Le « papier rouge » énumère les noms de ceux qui doivent être « pendus, dagués, chassés ». Les lettres P, D, C, indiquent le châtiment prévu.
Et trois magistrats, dont le président Brisson, soupçonnés d'être des « politiques », c'est-à-dire des « modérés » indulgents envers l'hérésie, donc des traîtres, sont pendus et leurs cadavres exposés en place de Grève.
Un climat de terreur s'installe ainsi dans Paris.
Les « zélés » développent dans un même mouvement une conviction religieuse radicale – contre les huguenots – et une idéologie égalitaire.
Ils contestent la transmission héréditaire des titres nobiliaires.
Ils s'en prennent à ceux qui, en pleine disette – due au blocus de Paris par les armées de Henri IV –, ont leurs plats « pleins de grasse soupe ».
Ces revendications inquiètent les gentilshommes, le duc de Mayenne et les bourgeois aisés.
Des divisions se font jour parmi les ligueurs. Le roi, redécouvre-t-on, est le garant de l'ordre, et les « zélés » répandent au contraire des ferments de désordre, voire de révolution.
On aspire à la paix, à l'unité du royaume autour du souverain. Et le patriotisme vient s'ajouter à ces motivations sociales. On se veut « vrai Français ». On rejette et on craint la présence et la politique des Espagnols.
On craint l'éclatement du pays. On s'inquiète de ces villes « qui veulent un conseil à part, comme si chacune d'elles eût voulu se former sur le modèle et le plan d'une république ». La France ne risque-t-elle pas de devenir « une Italie, et les villes changées en Sienne, Lucques et Florence, ne ressentant plus rien de leur ancien gouvernement et du bel ordre de l'illustre monarchie » ?
Ainsi le « bloc » catholique se fissure-t-il.
La passion religieuse et les revendications républicaines et égalitaires qu'elle charrie, la « terreur » qu'elle commence à répandre, rencontrent les réticences, l'opposition des « politiques », des « nobles », des « bourgeois », des patriotes attachés au modèle monarchique français.
Et le duc de Mayenne, les Guises, les chefs traditionnels de la Ligue, préfèrent en définitive choisir l'ordre.

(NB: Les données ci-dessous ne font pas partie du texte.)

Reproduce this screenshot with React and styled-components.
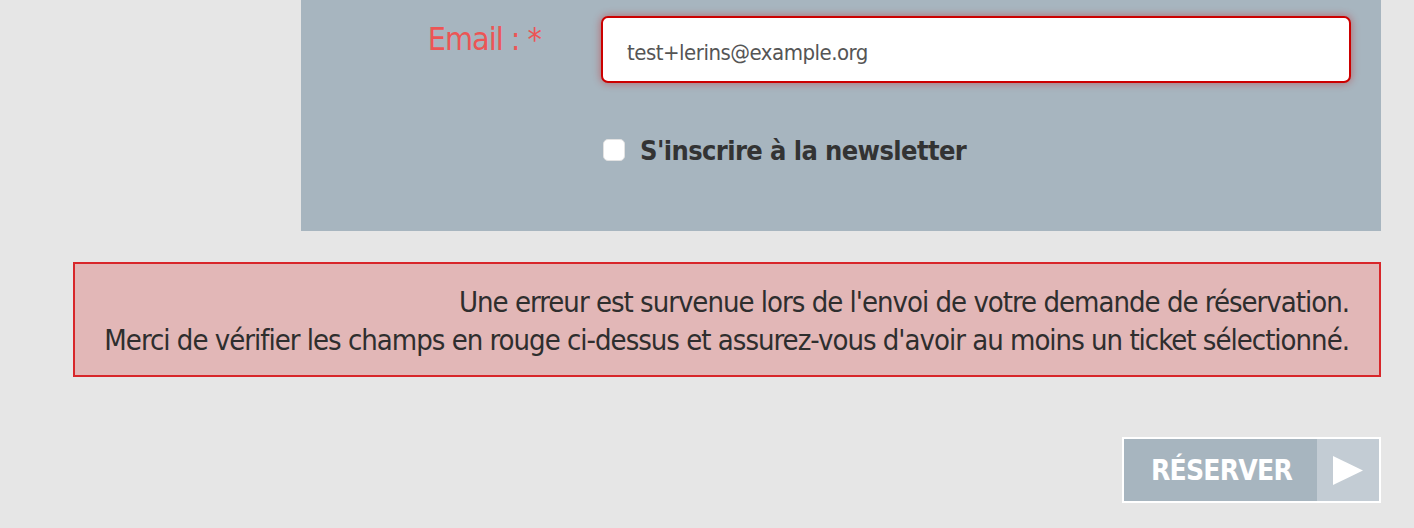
import React, { useState } from "react";
import styled, { createGlobalStyle } from "styled-components";

const GlobalStyle = createGlobalStyle`
  html, body {
    margin: 0;
    padding: 0;
    background: #e6e6e6;
    font-family: "DejaVu Sans Condensed", "Liberation Sans", sans-serif;
  }
`;

const Page = styled.div`
  width: 1414px;
  height: 528px;
  overflow: hidden;
  box-sizing: border-box;
  padding: 0 33px 0 73px;
  display: flex;
  flex-direction: column;
`;

const Panel = styled.div`
  margin-left: 228px;
  height: 231px;
  background: #a7b5bf;
  display: grid;
  grid-template-columns: 240px 750px;
  column-gap: 60px;
  grid-template-rows: 67px 30px;
  row-gap: 52px;
  align-content: start;
  padding-top: 16px;
  box-sizing: border-box;
`;

const Label = styled.label`
  text-align: right;
  color: ${(p) => (p.$error ? "#ec5555" : "#333")};
  font-size: 32px;
  letter-spacing: -1px;
  line-height: 1;
  padding-top: 7px;
`;

const Input = styled.input`
  box-sizing: border-box;
  width: 100%;
  height: 67px;
  border: 2px solid #cc0000;
  border-radius: 7px;
  box-shadow: 0 0 8px rgba(204, 0, 0, 0.45);
  background: #fff;
  padding: 5px 24px 0;
  font-family: inherit;
  font-size: 22px;
  letter-spacing: -0.5px;
  color: #555;
  outline: none;
`;

const CheckRow = styled.label`
  grid-column: 2;
  display: flex;
  align-items: center;
  gap: 15px;
  color: #333;
  font-size: 27px;
  letter-spacing: -0.6px;
  font-weight: 700;
  cursor: pointer;
`;

const Box = styled.span`
  width: 22px;
  height: 22px;
  box-sizing: border-box;
  border-radius: 5px;
  background: ${(p) => (p.$checked ? "#e9eef2" : "#fff")};
  border: 1px solid #e2e2e2;
  margin-left: 2px;
`;

const ErrorBox = styled.div`
  margin-top: 31px;
  box-sizing: border-box;
  height: 115px;
  border: 2px solid #d8262a;
  background: #e2b7b7;
  color: #2e2e2e;
  text-align: right;
  font-size: 29px;
  letter-spacing: -1px;
  line-height: 38px;
  padding: 19px 30px 0 10px;
  white-space: nowrap;
`;

const Actions = styled.div`
  margin-top: 60px;
  display: flex;
  justify-content: flex-end;
`;

const Button = styled.button`
  display: flex;
  height: 66px;
  padding: 0;
  border: 2px solid #fff;
  background: #a7b5bf;
  font-family: inherit;
  cursor: pointer;
`;

const ButtonText = styled.span`
  width: 193px;
  display: flex;
  align-items: center;
  justify-content: center;
  color: #fff;
  font-weight: 700;
  font-size: 28px;
  letter-spacing: -0.8px;
  text-transform: uppercase;
  padding-left: 2px;
  box-sizing: border-box;
`;

const ButtonArrow = styled.span`
  width: 62px;
  background: #c3ccd4;
  display: flex;
  align-items: center;
  justify-content: center;
`;

export default function App() {
  const [checked, setChecked] = useState(false);
  return (
    <>
      <GlobalStyle />
      <Page>
        <Panel>
          <Label $error htmlFor="email">Email : *</Label>
          <Input id="email" defaultValue="test+lerins@example.org" />
          <CheckRow onClick={() => setChecked(!checked)}>
            <Box $checked={checked} />
            S'inscrire à la newsletter
          </CheckRow>
        </Panel>
        <ErrorBox>
          Une erreur est survenue lors de l'envoi de votre demande de réservation.
          <br />
          Merci de vérifier les champs en rouge ci-dessus et assurez-vous d'avoir au moins un ticket sélectionné.
        </ErrorBox>
        <Actions>
          <Button>
            <ButtonText>Réserver</ButtonText>
            <ButtonArrow>
              <svg width="30" height="29" viewBox="0 0 30 29">
                <polygon points="0,0 30,14.5 0,29" fill="#fff" />
              </svg>
            </ButtonArrow>
          </Button>
        </Actions>
      </Page>
    </>
  );
}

Les plus zélés des ligueurs sont arrêtés.
Les responsables des exécutions du président Brisson et des deux autres magistrats sont pendus.
En décembre 1589, le duc de Mayenne vide de ses pouvoirs le conseil des Seize et les concentre dans ses mains.
Le « dérapage » de la Sainte Union vers des solutions extrêmes est arrêté.
En France, les poussées « révolutionnaires » sont rapidement enrayées par l'attachement à l'unité du royaume – à celle de la nation – et à l'ordre social.
Le « moment » de l'extrémisme laisse des cicatrices, développe des conséquences politiques, mais, à la fin, c'est le compromis qui s'impose.
La violence est présente dans l'histoire nationale, mais cette tempête est de brève durée et un équilibre national finit par se reconstituer, recimentant la nation et restaurant la cohésion du corps social.
L'intelligence de Henri IV est de l'avoir compris.
Il mesure qu'il ne peut conquérir son royaume par le seul usage de la force.
Il n'a pas pu entrer dans Paris. Les ligueurs ne sont pas vaincus. Il doit, s'il veut régner et être reconnu comme souverain, incarner l'unité du royaume, faire une concession majeure, abjurer sa foi huguenote afin d'exprimer, par ce choix, qu'il s'inscrit dans la tradition nationale, et donc sacrifier sur l'autel de l'unité sa foi protestante.
Le 25 juillet 1593, en la basilique de Saint-Denis, il abjure, entend la messe et communie.